What’s next for AI in the pharma industry?

Schmucki: As AI matures, it could change our healthcare’s diagnostic system. It may become easier to take a cell sample from a patient and run it through an automated list of treatments with the highest success rates. The AI would be able to review medical journals as they are published around the world and always be aware of the latest studies. For a smaller practice with only one or two doctors, this could completely change the diagnosis and treatments. This small practice now has instant access to and analysis of the world’s medical data and treatment options.

Phillips: There remains a tremendous amount of potential to use AI to detect therapeutic targets such that researchers can develop pathways to treat and cure currently untreated and terminal diseases.  This is very exciting for the future health of each one of us!  We are seeing AI make its way into supply chain operations, and through expansion beyond “Big Data”, helping to optimize manufacturing operations.  I personally believe AI can help FDA pull together vast information on each company to successfully establish maturity models such that more robust risk comparisons can be made in an effort to most appropriately deploy FDA investigator resources.  I also believe the power of AI can be used to significantly augment release decisions and internal/external audits.  By continuously scanning documents and data, AI can give a real-time reflection of risk to product quality, and can put that information in the hands of the people making decisions of whether to release product to the market or not.

We will be exploring these future possibilities and more through the Xavier Artificial Intelligence Initiative, where we have engaged FDA officials, pharmaceutical professionals, medical device professionals, service providers and AI experts.  I believe we are poised to truly make a difference.

Barnes: Since the individual assets are so valuable (e.g., Humira), and since regulation is so heavy in the industry, having a light-footed, predictive analytics effort is hard. Everything from marketing messaging to drug component release is carefully managed, and changes need several levels of management response because no one wants to muck up the golden goose. In many ways, pharma needs automated, close-in prediction as a way to hone the control of systems more than it needs AI to allow rapid market pivots with respect to market messaging. Sometimes pricing can be managed very adaptively, but again, rapid response to market characteristics can lead to troubling recrimination. There is a reason why pharma is normally a top-down management situation, as the decisions are normally big decisions, often with no way to reverse course. In most drug companies, the system is built to deliver decision support information up the ladder to help senior managers make decisions and apply resources.

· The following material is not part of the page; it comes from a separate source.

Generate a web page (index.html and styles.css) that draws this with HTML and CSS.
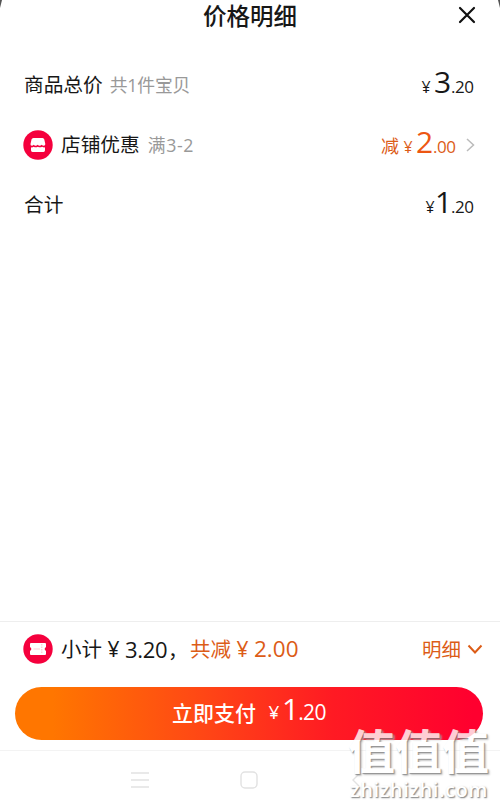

Another interesting area to consider is the use of deep learning to predict in-market observations of a drug’s performance in an expanded clinical population, where comorbidities and predispositions and subtle biological and environmental issues can be detected with enough power to truly understand what is happening at the total market level. As deep learning can often detect subtle conditional information that often does not have a label until studied, there is a whole level of population perturbed information that can lead to unique understandings of how a class of drug or a dosing pattern leads to differential population effects that might be lasting across certain subsets. We really do not understand the subtle effects and interactions found in drug populations, and there is very little incentive for companies to document these, though there are big reasons for the population in general to intelligently understand these effects. This difference in public interest versus private interest needs to be broached carefully, as we sometimes give up very good drugs because we do not yet have sensitive mechanisms to keep the baby while throwing out the bathwater. Big Data and AI might allow intelligent use of drugs that are probably not useful when simply released for all comers.